Quase simultaneamente, o partido Irmãos da Itália, liderado pela primeira-ministra Giorgia Meloni, apresentou legislação semelhante que vai além: proíbe o uso de véus integrais em escolas, universidades, lojas e escritórios, com multas entre 300 e 3 mil euros. A deputada Sara Kelany, coautora da proposta, justificou: “É preciso combater o nascimento de enclaves nos quais se aplique a Sharia, e não a legislação italiana”. Com maioria confortável no Parlamento, o governo não deve enfrentar obstáculos para aprovação.

A tendência não é nova. A França inaugurou esse caminho em abril de 2011 com uma lei que proíbe “usar uma peça de vestuário no espaço público que sirva para encobrir o rosto”. A legislação foi validada pelo Tribunal Europeu dos Direitos Humanos em 2014, criando jurisprudência que outros países utilizariam. Bélgica (2011), Áustria (2017), Dinamarca (2018), Países Baixos (2019) e Bulgária implementaram versões próprias, sempre invocando segurança, identificação e coesão social.

A Suécia pode ser a próxima. A vice-primeira-ministra Ebba Bush defende que o país deveria proibir burcas “enquanto pudermos”, classificando o véu como expressão de interpretação estrita do Islã praticada em “estados autoritários”. Curiosamente, quase metade dos 36 países com algum tipo de restrição ao uso de burcas são de maioria muçulmana, incluindo Senegal, Chade e Marrocos.

Juristas portugueses dividem-se profundamente. A Ordem dos Advogados, o Conselho Superior do Ministério Público e a Associação Portuguesa de Mulheres Juristas emitiram pareceres considerando o projeto inconstitucional, alegando violação dos direitos à identidade pessoal e liberdade religiosa. A Amnistia Internacional condenou a aprovação, classificando-a como “discriminatória” e lembrando que a legislação portuguesa já permite às autoridades exigirem que pessoas revelem o rosto “quando objetivamente necessário”.

O argumento mais invocado pelos defensores das proibições é a proteção das mulheres. André Ventura, líder do Chega, afirmou que uma mulher “forçada a usar burca” deixa de ser “livre e independente”. O paradoxo é evidente: em nome da liberdade feminina, legisladores decidem o que mulheres podem ou não vestir. Organizações de direitos humanos alertam que proibições generalistas empurram mulheres muçulmanas para o isolamento doméstico.

A justificativa de segurança pública esbarra em inconsistências. As leis permitem exceções para motivos profissionais, climáticos e artísticos, mas não para convicções religiosas genuínas.
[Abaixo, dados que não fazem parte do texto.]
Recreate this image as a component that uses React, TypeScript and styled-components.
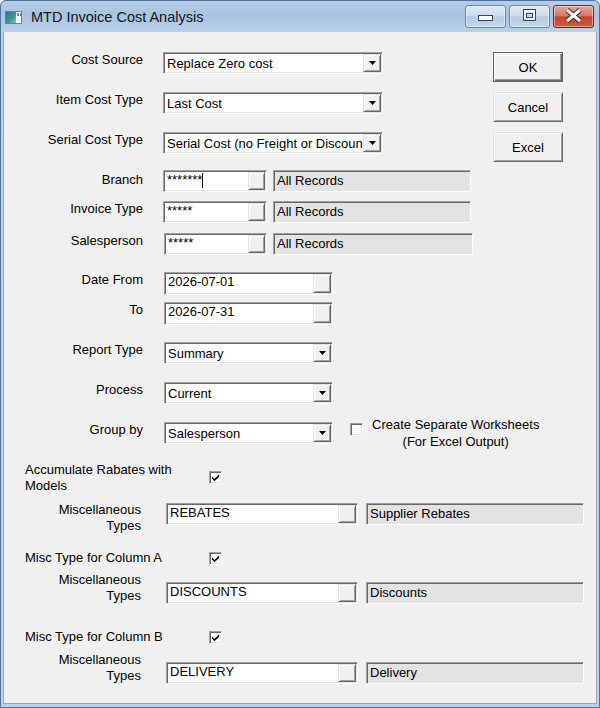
import React from 'react';
import styled, { createGlobalStyle, css } from 'styled-components';

const GlobalStyle = createGlobalStyle`
  html, body {
    margin: 0;
    padding: 0;
    background: #f0f0f0;
  }
  body {
    font-family: "Liberation Sans", Arial, sans-serif;
    font-size: 13px;
    color: #000;
  }
`

const sunken = css`
  box-sizing: border-box;
  border: 1px solid;
  border-color: #a0a0a0 #ffffff #ffffff #a0a0a0;
  box-shadow: inset 1px 1px 0 #696969, inset -1px -1px 0 #e3e3e3;
`

const raised = css`
  box-sizing: border-box;
  border: 1px solid;
  border-color: #e3e3e3 #696969 #696969 #e3e3e3;
  box-shadow: inset 1px 1px 0 #ffffff, inset -1px -1px 0 #a0a0a0;
  background: #f0f0f0;
`

const Window = styled.div`
  box-sizing: border-box;
  width: 600px;
  height: 708px;
  display: flex;
  flex-direction: column;
  border: 1px solid #52739a;
  border-radius: 6px 6px 0 0;
  padding: 0 2px 3px 2px;
  background: linear-gradient(to bottom, #b5cce6 0px, #a9c3e1 14px, #b9d0ea 31px, #bcd2ea 100%);
`

const TitleBar = styled.div`
  height: 31px;
  flex-shrink: 0;
  display: flex;
  align-items: flex-start;
  padding-left: 2px;
`

const TitleIcon = styled.svg`
  margin-top: 10px;
  flex-shrink: 0;
`

const TitleText = styled.span`
  margin: 8px 0 0 9px;
  font-size: 14.5px;
  line-height: 17px;
  color: #141414;
`

const CaptionButtons = styled.div`
  margin: 4px 3px 0 auto;
  display: flex;
  gap: 3px;
`

const CaptionButton = styled.div<{ $close?: boolean }>`
  box-sizing: border-box;
  width: 41px;
  height: 23px;
  border: 1px solid ${p => (p.$close ? '#6a2a20' : '#6a86a8')};
  border-radius: 3px;
  background: ${p =>
    p.$close
      ? 'linear-gradient(to bottom, #e8a797 0%, #d67a66 45%, #c3452c 52%, #cd5a3e 100%)'
      : 'linear-gradient(to bottom, #dfe9f5 0%, #cddcee 45%, #b6cbe4 52%, #c0d4ea 100%)'};
  box-shadow: inset 0 0 0 1px rgba(255, 255, 255, 0.45);
  svg {
    display: block;
  }
`

const Client = styled.div`
  flex: 1;
  background: #f0f0f0;
  border: 1px solid #8ea7c4;
  border-top: none;
  padding-top: 20px;
`

const TopSection = styled.div`
  display: flex;
  align-items: flex-start;
`

const FormColumn = styled.div`
  flex: 1;
  display: flex;
  flex-direction: column;
`

const ButtonColumn = styled.div`
  width: 70px;
  margin-right: 33px;
  display: flex;
  flex-direction: column;
  gap: 10px;
`

const PushButton = styled.button<{ $default?: boolean }>`
  ${raised}
  width: 70px;
  height: 30px;
  padding: 0;
  font-family: "Liberation Sans", Arial, sans-serif;
  font-size: 13px;
  color: #000;
  ${p =>
    p.$default &&
    css`
      border-color: #646464;
      box-shadow: inset 1px 1px 0 #ffffff, inset -1px -1px 0 #696969, inset -2px -2px 0 #a0a0a0;
    `}
`

const Row = styled.div<{ $mt?: number; $pl?: number }>`
  display: flex;
  align-items: flex-start;
  margin-top: ${p => p.$mt ?? 0}px;
  padding-left: ${p => p.$pl ?? 0}px;
`

const FieldLabel = styled.div<{ $w?: number; $gap?: number; $left?: boolean; $top?: number }>`
  width: ${p => p.$w ?? 139}px;
  margin-right: ${p => p.$gap ?? 20}px;
  padding-top: ${p => p.$top ?? 0}px;
  flex-shrink: 0;
  text-align: ${p => (p.$left ? 'left' : 'right')};
  line-height: 16px;
  white-space: nowrap;
`

const Controls = styled.div<{ $mt?: number; $gap?: number }>`
  display: flex;
  align-items: flex-start;
  gap: ${p => p.$gap ?? 6}px;
  margin-top: ${p => p.$mt ?? 0}px;
`

const Combo = styled.div<{ $w: number }>`
  ${sunken}
  width: ${p => p.$w}px;
  height: 22px;
  background: #fff;
  display: flex;
  align-items: stretch;
`

const FieldText = styled.div<{ $pt?: number }>`
  flex: 1;
  min-width: 0;
  padding: ${p => p.$pt ?? 1}px 0 0 3px;
  line-height: 16px;
  overflow: hidden;
  white-space: nowrap;
`

const ArrowButton = styled.div`
  ${raised}
  width: 18px;
  margin: 1px 1px 1px 0;
  display: flex;
  align-items: center;
  justify-content: center;
  flex-shrink: 0;
`

const TextField = styled.div<{ $w: number; $h?: number }>`
  ${sunken}
  width: ${p => p.$w}px;
  height: ${p => p.$h ?? 22}px;
  background: #fff;
  display: flex;
  align-items: stretch;
`

const LookupButton = styled.div<{ $w?: number }>`
  ${raised}
  width: ${p => p.$w ?? 17}px;
  margin: 1px 1px 1px 0;
  flex-shrink: 0;
`

const Caret = styled.span`
  display: inline-block;
  width: 1px;
  height: 15px;
  background: #000;
  vertical-align: top;
  margin-top: 1px;
`

const DisplayBox = styled.div<{ $w: number }>`
  ${sunken}
  width: ${p => p.$w}px;
  height: 22px;
  background: #e3e3e3;
  padding: 2px 0 0 3px;
  line-height: 16px;
  white-space: nowrap;
  overflow: hidden;
`

const CheckBox = styled.div<{ $mt?: number }>`
  ${sunken}
  width: 13px;
  height: 13px;
  margin-top: ${p => p.$mt ?? 0}px;
  background: #fff;
  flex-shrink: 0;
  display: flex;
  align-items: center;
  justify-content: center;
`

const CheckOption = styled.div`
  display: flex;
  align-items: flex-start;
  gap: 9px;
  margin-left: 17px;
`

const CheckCaption = styled.div`
  margin-top: -6px;
  text-align: center;
  line-height: 17px;
`

const DownArrow = () => (
  <svg width="7" height="4" viewBox="0 0 7 4">
    <polygon points="0,0 7,0 3.5,4" fill="#000" />
  </svg>
)

const Check = () => (
  <svg width="7" height="7" viewBox="0 0 7 7">
    <polygon points="0,2.5 2.5,5 7,0.5 7,3 2.5,7.2 0,4.8" fill="#000" />
  </svg>
)

interface ComboProps {
  value: string
  width: number
}

const ComboBox = ({ value, width }: ComboProps) => (
  <Combo $w={width}>
    <FieldText $pt={3}>{value}</FieldText>
    <ArrowButton>
      <DownArrow />
    </ArrowButton>
  </Combo>
)

interface LookupProps {
  value: React.ReactNode
  width: number
  height?: number
  buttonWidth?: number
}

const Lookup = ({ value, width, height, buttonWidth }: LookupProps) => (
  <TextField $w={width} $h={height}>
    <FieldText>{value}</FieldText>
    <LookupButton $w={buttonWidth} />
  </TextField>
)

interface MiscRowProps {
  mt: number
  inputTop: number
  code: string
  desc: string
}

const MiscTypesRow = ({ mt, inputTop, code, desc }: MiscRowProps) => (
  <Row $mt={mt}>
    <FieldLabel $w={137} $gap={25}>
      Miscellaneous
      <br />
      Types
    </FieldLabel>
    <Controls $mt={inputTop} $gap={8}>
      <Lookup value={code} width={192} buttonWidth={18} />
      <DisplayBox $w={218}>{desc}</DisplayBox>
    </Controls>
  </Row>
)

export default function App() {
  return (
    <>
      <GlobalStyle />
      <Window>
        <TitleBar>
          <TitleIcon width="17" height="13" viewBox="0 0 17 13">
            <defs>
              <linearGradient id="ti" x1="0" y1="0" x2="1" y2="1">
                <stop offset="0" stopColor="#2f6ea8" />
                <stop offset="0.6" stopColor="#3f9a8a" />
                <stop offset="1" stopColor="#8cc7a0" />
              </linearGradient>
            </defs>
            <rect x="0.5" y="0.5" width="16" height="12" fill="#f4f7fa" stroke="#6a7f96" />
            <rect x="1" y="1" width="10" height="11" fill="url(#ti)" />
            <rect x="12" y="2" width="2" height="3" fill="#7d8fa3" />
            <rect x="15" y="2" width="1" height="3" fill="#7d8fa3" />
          </TitleIcon>
          <TitleText>MTD Invoice Cost Analysis</TitleText>
          <CaptionButtons>
            <CaptionButton>
              <svg width="39" height="21" viewBox="0 0 39 21">
                <rect x="12.5" y="9.5" width="14" height="5" fill="#fff" stroke="#34465c" />
              </svg>
            </CaptionButton>
            <CaptionButton>
              <svg width="39" height="21" viewBox="0 0 39 21">
                <rect x="13.5" y="3.5" width="12" height="11" fill="none" stroke="#34465c" />
                <rect x="15" y="5" width="9" height="8" fill="none" stroke="#fff" strokeWidth="2" />
                <rect x="16.5" y="7.5" width="6" height="4" fill="#c6d6ea" stroke="#34465c" />
              </svg>
            </CaptionButton>
            <CaptionButton $close>
              <svg width="39" height="21" viewBox="0 0 39 21">
                <path d="M13 4 L26 15 M26 4 L13 15" stroke="#5a1c12" strokeWidth="5" />
                <path d="M13 4 L26 15 M26 4 L13 15" stroke="#fff" strokeWidth="3" />
              </svg>
            </CaptionButton>
          </CaptionButtons>
        </TitleBar>

        <Client>
          <TopSection>
            <FormColumn>
              <Row>
                <FieldLabel>Cost Source</FieldLabel>
                <ComboBox value="Replace Zero cost" width={220} />
              </Row>
              <Row $mt={18}>
                <FieldLabel>Item Cost Type</FieldLabel>
                <ComboBox value="Last Cost" width={220} />
              </Row>
              <Row $mt={18}>
                <FieldLabel>Serial Cost Type</FieldLabel>
                <ComboBox value="Serial Cost (no Freight or Discount)" width={220} />
              </Row>
            </FormColumn>
            <ButtonColumn>
              <PushButton $default>OK</PushButton>
              <PushButton>Cancel</PushButton>
              <PushButton>Excel</PushButton>
            </ButtonColumn>
          </TopSection>

          <Row $mt={8}>
            <FieldLabel $top={2}>Branch</FieldLabel>
            <Controls>
              <Lookup value={<>*******<Caret /></>} width={104} />
              <DisplayBox $w={198}>All Records</DisplayBox>
            </Controls>
          </Row>
          <Row $mt={9}>
            <FieldLabel>Invoice Type</FieldLabel>
            <Controls>
              <Lookup value="*****" width={104} />
              <DisplayBox $w={198}>All Records</DisplayBox>
            </Controls>
          </Row>
          <Row $mt={10}>
            <FieldLabel $gap={21}>Salesperson</FieldLabel>
            <Controls>
              <Lookup value="*****" width={103} />
              <DisplayBox $w={200}>All Records</DisplayBox>
            </Controls>
          </Row>

          <Row $mt={17}>
            <FieldLabel $gap={21}>Date From</FieldLabel>
            <Lookup value="2026-07-01" width={169} height={23} buttonWidth={18} />
          </Row>
          <Row $mt={7}>
            <FieldLabel $gap={21}>To</FieldLabel>
            <Lookup value="2026-07-31" width={169} height={23} buttonWidth={18} />
          </Row>

          <Row $mt={17}>
            <FieldLabel $gap={21}>Report Type</FieldLabel>
            <ComboBox value="Summary" width={169} />
          </Row>
          <Row $mt={18}>
            <FieldLabel $gap={21}>Process</FieldLabel>
            <ComboBox value="Current" width={169} />
          </Row>
          <Row $mt={18}>
            <FieldLabel $gap={21}>Group by</FieldLabel>
            <ComboBox value="Salesperson" width={169} />
            <CheckOption>
              <CheckBox $mt={1} />
              <CheckCaption>
                Create Separate Worksheets
                <br />
                (For Excel Output)
              </CheckCaption>
            </CheckOption>
          </Row>

          <Row $mt={12} $pl={21}>
            <FieldLabel $w={184} $gap={0} $left>
              Accumulate Rabates with
              <br />
              Models
            </FieldLabel>
            <CheckBox $mt={9}>
              <Check />
            </CheckBox>
          </Row>
          <MiscTypesRow mt={8} inputTop={1} code="REBATES" desc="Supplier Rebates" />

          <Row $mt={16} $pl={21}>
            <FieldLabel $w={184} $gap={0} $left>
              Misc Type for Column A
            </FieldLabel>
            <CheckBox $mt={2}>
              <Check />
            </CheckBox>
          </Row>
          <MiscTypesRow mt={6} inputTop={10} code="DISCOUNTS" desc="Discounts" />

          <Row $mt={25} $pl={21}>
            <FieldLabel $w={184} $gap={0} $left>
              Misc Type for Column B
            </FieldLabel>
            <CheckBox $mt={2}>
              <Check />
            </CheckBox>
          </Row>
          <MiscTypesRow mt={7} inputTop={10} code="DELIVERY" desc="Delivery" />
        </Client>
      </Window>
    </>
  )
}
A vagueza legislativa abre portas para aplicação seletiva, criando uma categoria de cidadãos cujas escolhas de vestimenta são presumidamente suspeitas.

Por trás das preocupações jurídicas, ferve uma ansiedade política profunda. Partidos de direita e extrema-direita fazem da imigração e da identidade cultural suas bandeiras centrais, capitalizando o medo de uma Europa “islamizada”. O risco é uma Europa onde a liberdade religiosa seja cada vez mais condicionada à invisibilidade da diferença.

Se Portugal e Itália avançarem, outros países com governos de direita, como Hungria, Polônia e Áustria podem seguir com legislações ainda mais restritivas. Para as comunidades muçulmanas europeias, estimadas em mais de 25 milhões de pessoas, as mensagens são claras: vocês são tolerados, mas devem se tornar invisíveis. A questão que permanece é se a Europa, ao proibir véus em nome da liberdade, não estaria cobrindo precisamente o que deveria deixar à vista: sua própria insegurança sobre sua identidade num mundo multicultural.